Il Piccolo Principe, pubblicato il 6 aprile 1943 a New York, è un romanzo sull’educazione dei sentimenti e negli anni è divenuto un best-seller, tanto da essere stato tradotto in 250 lingue. Secondo Antoine de Saint-Exupéry, l’autore dell’opera, è un libro per ragazzi che si rivolge agli adulti e questo perché al suo interno ci sono vari piani di lettura che offrono temi di riflessione a persone di età diverse. Quest’opera è la più conosciuta dell’autore francese (e tra le opere più celebri del XX secolo), che l’ha dedicata al suo amico Leon Werth, e affronta temi come l’amore, l’amicizia e il senso della vita. Saint-Exupéry ha anche inserito una decina di acquerelli realizzati da lui, disegni e naif che nel tempo sono diventati famosi quanto il romanzo e che sono stati utilizzati per creare le copertine del libro.
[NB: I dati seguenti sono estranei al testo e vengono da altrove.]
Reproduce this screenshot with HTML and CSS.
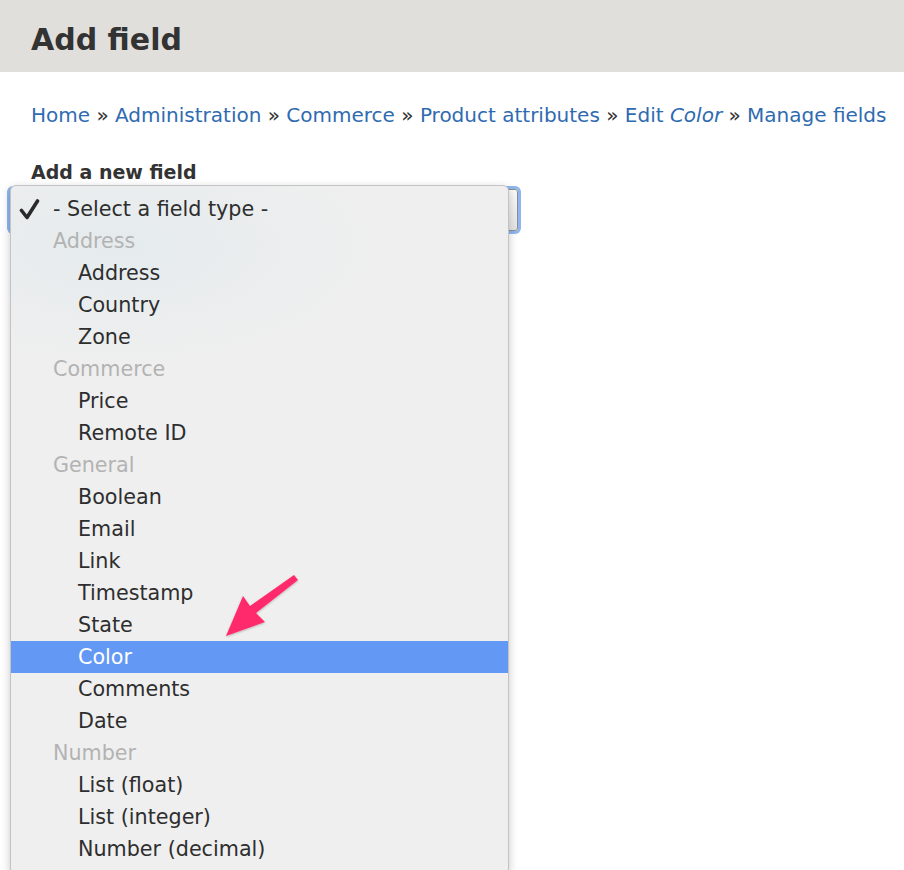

Il romanzo narra le vicende di un bambno, il Piccolo Principe (metafora dello sguardo infantile sul mondo), che incontra un pilota di aerei precipitato nel deserto del Sahara. Mentre i due iniziano a conoscersi, il Piccolo Principe racconta di provenire da un asteroide abitato da lui, tre vulcani e una magnifica rosa di cui si prende cura. Il giovane dice all’aviatore di aver viaggiato per lo spazio e di aver conosciuto vari personaggi bizzari, che però gli hanno lasciato degli insegnamenti.
Nel racconto emerge che il bambino è scappato dal suo pianeta proprio a causa della rosa, che lo ha fatto soffrire, ma poi viene anche detto che lui le vuole bene esattamente come lei ne vuole a lui. E sulla Terra capisce che quella rosa, che lui ha sempre considerato un fiore raro, esiste anche altrove. Ma ben presto capisce anche la differenza tra quella che possiede, quella con cui non riesce a gestire il rapporto, e tutte le altre:
Il Piccolo Principe se ne andò a rivedere le rose.
“Voi non siete per niente simili alla mia rosa, voi non siete ancora niente” disse.
“Nessuno vi ha addomesticato e voi non avete addomesticato nessuno. Voi siete come era la mia volpe. Non era che una volpe uguale a centomila altre. Ma ne ho fatto il mio amico e ne ho fatto per me unica al mondo”.
E le rose erano a disagio. “Voi siete belle, ma siete vuote”, disse ancora. “Non si può morire per voi. Certamente, un qualsiasi passante crederebbe che la mia rosa vi rassomigli, ma lei, lei sola, è più importante di tutte voi, perché è lei che ho innaffiata. Perché è lei che ho messa sotto la campana di vetro, Perché è lei che ho riparato col paravento. Perché su di lei ho ucciso i bruchi (salvo due o tre per le farfalle). Perché è lei che ho ascoltato lamentarsi o vantarsi, o anche qualche volta tacere. Perché è la mia rosa“.
Così, alla fine, il Piccolo Principe si prepara a tornare sul suo pianeta, dove l’attende la rosa e, a un anno dal suo arrivo sulla Terra, si fa mordere dal serpente per poter tornare a casa. All’aviatore, con cui ha instaurato un legame profondo, lascia quello che ha imparato dai personaggi incontrati e le stelle da guardare per ricordare la loro amicizia:
“Quando tu guarderai il cielo, la notte, visto che io abiterò in una di esse, visto che io riderò in una di esse, allora sarà per te come se tutte le stelle ridessero. Tu avrai, tu solo, delle stelle che sanno ridere!” E rise ancora
“E quando ti sarai consolato (ci si consola sempre), sarai contento di avermi conosciuto. Sarai sempre il mio amico. Avrai voglia di ridere con me. E aprirai a volte la finestra, così, per il piacere… E i tuoi amici saranno stupiti di vederti ridere guardando il cielo. Allora tu dirai: “Si, le stelle mi fanno sempre ridere!” e ti crederanno pazzo. “T’avrò fatto un brutto scherzo…” E rise ancora. “Sarà come se t’avessi dato, invece delle stelle, mucchi di sonagli che sanno ridere“.